May 18, 2002 FFA test plot
Manning Monitor Article August 8, 2002
Tillage Demonstration Field Days
Tillage represents one of the important decisions that producers make during a crop production
cycle. Reduction of the number of tillage passes can reduce compaction.
Increase water availability, and increase profitability. Often tillage studies
are conducted at only one site so that producers have little information on how
different methods work across a range of soils and climates. A unique study is
taking place in Iowa as a cooperative effort between the National Soil Tilth
Laboratory in Ames. Local producers, FFA chapters, and the Department of
Agriculture and Land Stewardship. Four different tillage practices are being
compared in both corn and soybean crops for their effect on emergence,
growth, yield, and profitability. These practices are fall-chisel,
fall-strip, spring tillage, and spring-strip tillage. This study started in the
spring of 2002 on seven producer fields around Iowa. These sites are in
Columbus Junction, Bedford, Rippey, Manning, Kelly,
Albert City, and Algona. These demonstration sites are coupled with an
intensive research site at Ames that is being used to understand some of the
interactions between soil management and crop response.

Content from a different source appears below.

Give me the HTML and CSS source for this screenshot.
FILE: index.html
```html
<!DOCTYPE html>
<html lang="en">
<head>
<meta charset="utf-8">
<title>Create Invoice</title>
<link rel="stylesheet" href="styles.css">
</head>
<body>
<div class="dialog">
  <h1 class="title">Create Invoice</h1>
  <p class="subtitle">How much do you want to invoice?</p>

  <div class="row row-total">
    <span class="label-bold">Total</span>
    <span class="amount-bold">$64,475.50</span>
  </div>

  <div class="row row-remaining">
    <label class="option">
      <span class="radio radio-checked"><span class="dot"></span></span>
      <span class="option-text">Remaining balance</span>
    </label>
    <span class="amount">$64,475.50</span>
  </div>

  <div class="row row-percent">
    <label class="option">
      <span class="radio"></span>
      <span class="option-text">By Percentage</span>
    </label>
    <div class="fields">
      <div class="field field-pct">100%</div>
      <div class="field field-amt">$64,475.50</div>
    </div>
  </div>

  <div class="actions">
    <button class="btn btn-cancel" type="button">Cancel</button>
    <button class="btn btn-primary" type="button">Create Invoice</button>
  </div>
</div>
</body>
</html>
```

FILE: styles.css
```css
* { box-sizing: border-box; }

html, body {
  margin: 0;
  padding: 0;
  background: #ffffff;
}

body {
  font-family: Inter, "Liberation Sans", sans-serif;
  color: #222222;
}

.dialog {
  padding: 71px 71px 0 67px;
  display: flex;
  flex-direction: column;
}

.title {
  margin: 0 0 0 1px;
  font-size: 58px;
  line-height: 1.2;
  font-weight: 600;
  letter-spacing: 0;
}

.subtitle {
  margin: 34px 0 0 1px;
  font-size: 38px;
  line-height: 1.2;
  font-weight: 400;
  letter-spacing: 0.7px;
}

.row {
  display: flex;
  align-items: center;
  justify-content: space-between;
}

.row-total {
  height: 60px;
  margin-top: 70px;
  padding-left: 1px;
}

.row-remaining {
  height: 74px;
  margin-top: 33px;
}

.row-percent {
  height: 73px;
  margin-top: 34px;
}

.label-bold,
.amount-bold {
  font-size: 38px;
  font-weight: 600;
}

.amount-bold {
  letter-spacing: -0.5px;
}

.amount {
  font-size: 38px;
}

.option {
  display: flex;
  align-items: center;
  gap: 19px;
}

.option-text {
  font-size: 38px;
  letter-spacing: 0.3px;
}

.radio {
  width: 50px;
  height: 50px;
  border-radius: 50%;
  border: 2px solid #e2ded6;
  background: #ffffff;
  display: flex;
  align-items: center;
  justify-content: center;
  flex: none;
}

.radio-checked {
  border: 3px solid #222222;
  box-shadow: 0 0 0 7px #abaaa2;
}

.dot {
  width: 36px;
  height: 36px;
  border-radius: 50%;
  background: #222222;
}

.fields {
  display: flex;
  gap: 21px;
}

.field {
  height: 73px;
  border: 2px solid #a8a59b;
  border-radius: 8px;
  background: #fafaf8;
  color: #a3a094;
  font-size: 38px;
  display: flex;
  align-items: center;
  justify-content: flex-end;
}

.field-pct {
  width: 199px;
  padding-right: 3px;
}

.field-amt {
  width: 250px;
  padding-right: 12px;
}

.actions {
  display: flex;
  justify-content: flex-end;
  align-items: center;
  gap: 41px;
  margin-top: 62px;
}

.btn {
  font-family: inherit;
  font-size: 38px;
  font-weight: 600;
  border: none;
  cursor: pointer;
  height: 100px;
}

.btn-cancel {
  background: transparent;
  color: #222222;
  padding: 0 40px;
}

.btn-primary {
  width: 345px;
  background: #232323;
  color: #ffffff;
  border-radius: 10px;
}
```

A Field Day is being planned for Manning on August 19, 2002 from 5-7 p.m. The
Field Day will include presentations on the purpose of the study, findings so
far, - plans for 2003, and producer feedback on different tillage systems and
their effect on the soil. Presentations will be made by NSTL staff, Barry
Kusel (local producer), and FFA cooperators. Refreshments will be served.
August 19, 2002
Barry Kusel of AR Kusel, Ltd farms explains the process from planting through summer growth.
FFA & Ag instructor Larissa Rupnow in red shirt.
Kusel equipment and labor was used for this FFA plot.